Chickasaw Inkana Foundation CEO Brady Davis provides an update on the Chickasaw Heritage Center to the City of Tupelo

On the afternoon of Tuesday May 11th Chickasaw Inkana Foundation (CIF) Chief Executive Officer, Brady Davis, delivered a presentation on the forthcoming Chickasaw Heritage Center (CHC) in the City Council Chamber at Tupelo’s City Hall. Many local elected leaders including the mayor of Tupelo, city council members, other city officials, several state representatives, as well as members of the public were in attendance.

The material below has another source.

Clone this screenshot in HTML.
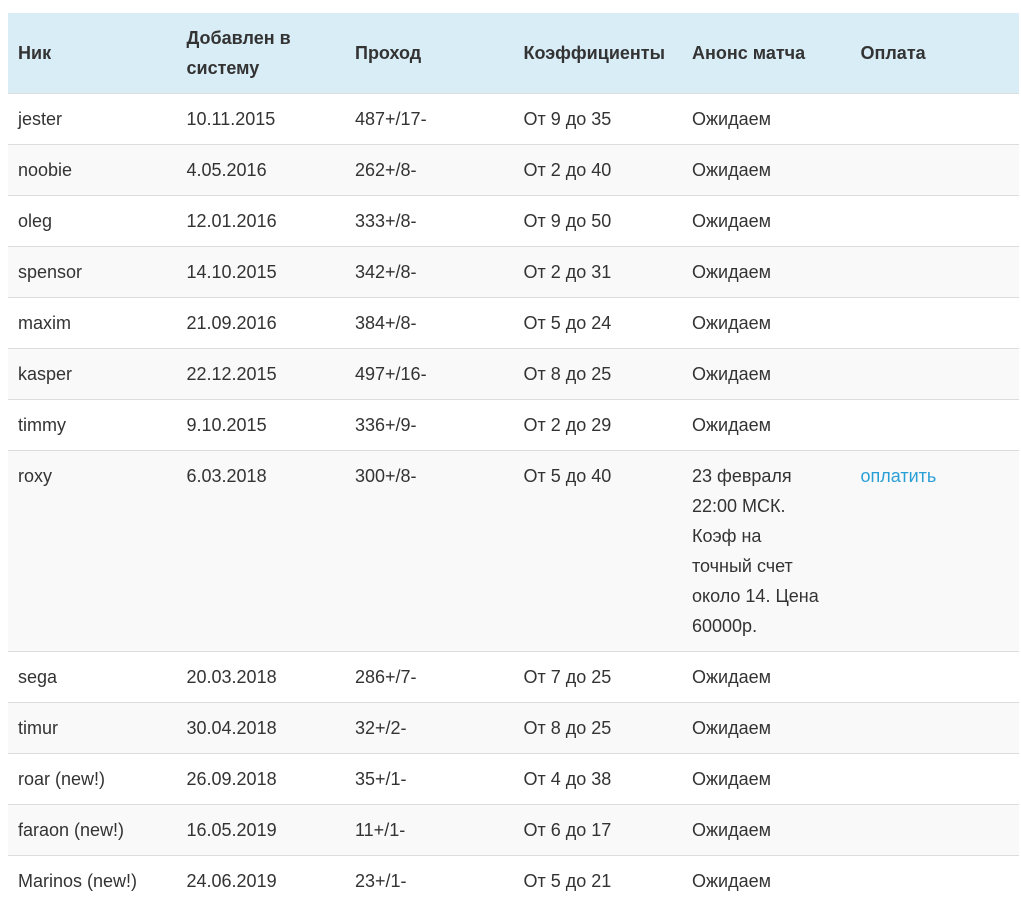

Davis began by introducing Mr. Robert Parker, director of the CHC.  Mr. Parker joined the CIF team in April of 2020, and has been instrumental in the progress the project has seen over the last year.  Mr. Parker said, “I am honored to be associated with the establishment of a multilayered project of this magnitude. In the end, the Chickasaw Heritage Center will create an opportunity for Chickasaw citizens to reconnect to their historic Homeland in a meaningful and tangible way and will offer an immersive, evocative and educational experience for all to enjoy.”

Davis provided a comprehensive update on the foundation and on the significant progress that has been made over the last eighteen months on the CHC project.  The Center will be located on 160 acres between the Natchez Trace Parkway’s Chickasaw Village Site and the West Jackson Street Extension. In addition, a special right-of-way has been provided to the City of Tupelo from the Department of the Interior to construct a public access point to the CHC directly from the Natchez Trace Parkway. Furthermore, Davis highlighted the significance of the CHC, both in terms of allowing for the interpretation of Chickasaw culture and history from a Chickasaw perspective, and of providing a space for the public to learn more about an integral part of the region’s history.  He also discussed the potential for an annual economic impact of $5.6 – $6 million, the creation of at least 25 permanent jobs and the expectation of at least 100,000 visitors per year. Davis ended by speaking about the project moving forward. He described the next steps that need to be taken with the City of Tupelo and the foundation’s other partners who are supporting the project. The most important being the signing of an MOU between Tupelo and the Foundation that will initiate the road work so construction vehicles can safely enter the site without disturbing surrounding neighborhoods.  Davis said, “This center will be a world class destination dedicated to helping people of all ages and backgrounds share in and celebrate the rich and vibrant history and culture of the Chickasaw people. The center will also serve as an anchor for heritage tourism and adds to the growing variety of experiences available in Tupelo and northeast Mississippi.”

Following Davis’s remarks several in attendance voiced their support for the project, including CIF board member, Jessica Crawford. Crawford said, “As an archaeologist and as a Mississippian, I’m proud to be a part of this project. I manage archaeological sites in 8 Southeastern States and I don’t know of another example of a tribe returning to its ancestral homeland and partnering with the local community to build something that educates the public about their heritage and culture. The Chickasaw Heritage Center is truly groundbreaking.”